Towards A Good Samaritan World

Monday, December 04, 2006


Economist Peter Orszag thinks we can learn from Scandinavia:

The dramatic increases in economic instability demand our response. We can learn lessons from Europe. In the Nordic economies (such as Denmark), market flexibility and competition have been combined with social insurance schemes that protect family incomes but also encourage work. In the continental European countries (such as France and Germany), governments have intervened directly in the workings of the market. The Nordic approach works better. Trying to shut down the process of creative destruction creates macroeconomic stagnation.

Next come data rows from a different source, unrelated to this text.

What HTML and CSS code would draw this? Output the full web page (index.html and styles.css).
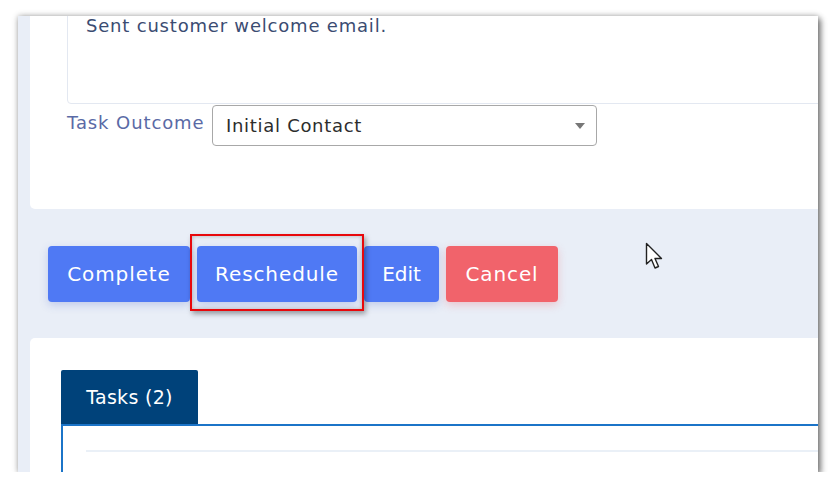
FILE: index.html
```html
<!DOCTYPE html>
<html lang="en">
<head>
    <meta charset="UTF-8">
    <title>Task Detail</title>
    <link rel="stylesheet" href="styles.css">
</head>
<body>
    <div class="shot">
        <div class="card top-card">
            <div class="note">Sent customer welcome email.</div>
            <div class="outcome">
                <label class="outcome-label">Task Outcome</label>
                <div class="select">
                    <span>Initial Contact</span>
                    <span class="caret"></span>
                </div>
            </div>
        </div>

        <div class="actions">
            <button class="btn btn-blue">Complete</button>
            <button class="btn btn-blue highlight">Reschedule</button>
            <button class="btn btn-blue">Edit</button>
            <button class="btn btn-red">Cancel</button>
            <svg class="cursor" width="20" height="30" viewBox="0 0 20 30">
                <path d="M1.5 1.5 L1.5 22 L6.5 17.5 L10 26 L13.5 24.5 L10 16.5 L16.5 16.5 Z" fill="#fff" stroke="#222" stroke-width="1.4" stroke-linejoin="round"/>
            </svg>
        </div>

        <div class="card bottom-card">
            <div class="tabs">
                <div class="tab">Tasks (2)</div>
            </div>
            <div class="tab-panel">
                <div class="rule"></div>
            </div>
        </div>
    </div>
</body>
</html>
```

FILE: styles.css
```css
body { margin: 0; background: #fff; font-family: "DejaVu Sans", sans-serif; }
.shot { margin: 16px 0 0 18px; width: 800px; height: 456px; overflow: hidden; background: #e9eef7; box-shadow: 0 0 6px rgba(0,0,0,0.3), 3px 3px 6px rgba(0,0,0,0.45); position: relative; }
.card { background: #fff; margin-left: 12px; margin-right: -20px; }
.top-card { margin-top: -56px; padding: 16px 0 63px 37px; border-radius: 0 0 0 5px; }
.note { height: 87px; border: 1px solid #e3e8f1; border-radius: 4px; padding: 39px 0 0 18px; color: #3b4c72; font-size: 18px; line-height: 20px; letter-spacing: 0.8px; }
.outcome { display: flex; gap: 7px; margin-top: 1px; }
.outcome-label { color: #5a6aa6; font-size: 18px; line-height: 24px; padding-top: 6px; width: 138px; white-space: nowrap; letter-spacing: 0.9px; }
.select { width: 370px; height: 39px; border: 1px solid #a8a8a8; border-radius: 4px; padding-left: 13px; display: flex; align-items: center; justify-content: space-between; color: #2d2d2d; font-size: 18px; letter-spacing: 0.7px; }
.caret { width: 0; height: 0; border-left: 5px solid transparent; border-right: 5px solid transparent; border-top: 6px solid #777; margin-right: 11px; }
.actions { display: flex; gap: 7px; margin-top: 37px; padding-left: 30px; position: relative; }
.btn { height: 56px; border: none; border-radius: 4px; color: #fff; font-family: "DejaVu Sans", sans-serif; font-size: 20px; letter-spacing: 0.9px; padding: 0; box-shadow: 0 3px 8px rgba(70,100,200,0.25); }
.btn-blue { background: #4f79f4; }
.btn-red { background: #f1636b; width: 112px; box-shadow: 0 3px 8px rgba(240,100,110,0.3); }
.actions .btn:nth-child(1) { width: 142px; }
.actions .btn:nth-child(2) { width: 160px; }
.actions .btn:nth-child(3) { width: 75px; letter-spacing: 0; }
.highlight { position: relative; z-index: 2; }
.highlight::after { content: ""; position: absolute; top: -12px; bottom: -9px; left: -7px; right: -7px; border: 2px solid #e8080c; box-shadow: 2px 3px 5px rgba(0,0,0,0.35), inset 0 0 4px rgba(0,0,0,0.25); }
.cursor { position: absolute; left: 627px; top: -4px; }
.bottom-card { margin-top: 36px; height: 200px; padding-top: 32px; border-radius: 5px 0 0 0; }
.tabs { display: flex; padding-left: 31px; }
.tab { width: 137px; height: 54px; background: #00427a; color: #fff; font-size: 19px; letter-spacing: 0.3px; display: flex; align-items: center; justify-content: center; border-radius: 2px 2px 0 0; }
.tab-panel { margin-left: 31px; border-top: 2px solid #1b74c8; border-left: 2px solid #1b74c8; height: 100px; }
.rule { margin: 24px 0 0 23px; border-top: 2px solid #eaf0f7; }
```
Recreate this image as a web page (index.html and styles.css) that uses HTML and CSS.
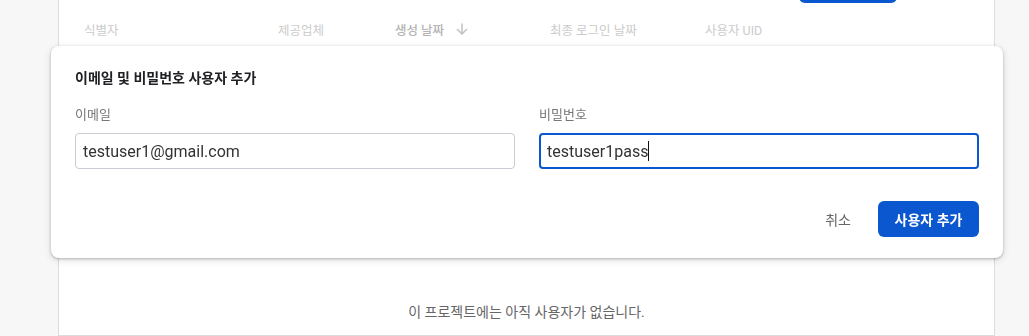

Should economic security be a public policy objective? It's one thing to provide a social safety net for the poor. (I'm against it because I think the moral need to serve our fellow men is more important than our physical needs, and a social safety net undermines the incentive to work. But at least I can see the moral case for it.) It's quite another for the government to seek to render the incomes of middle-class Americans more secure. Whatever the economic case for it (and even the Nordics are well behind us in GDP per capita and barely, if at all, closing the GDP), any kind of redistribution of resources to the middle class seems to me morally indefensible.


  • I do agree that simplified, fast-tracked automatic or semi-automatic savings schemes are excellent ideas, though. They shouldn't even require that much to administer, if funds are created so as to be as indexical as possible. Further, if it's created so as to have tax advantages smaller than traditional 401(k)s, then the marginal impact on savings and investment rates should distort the market less.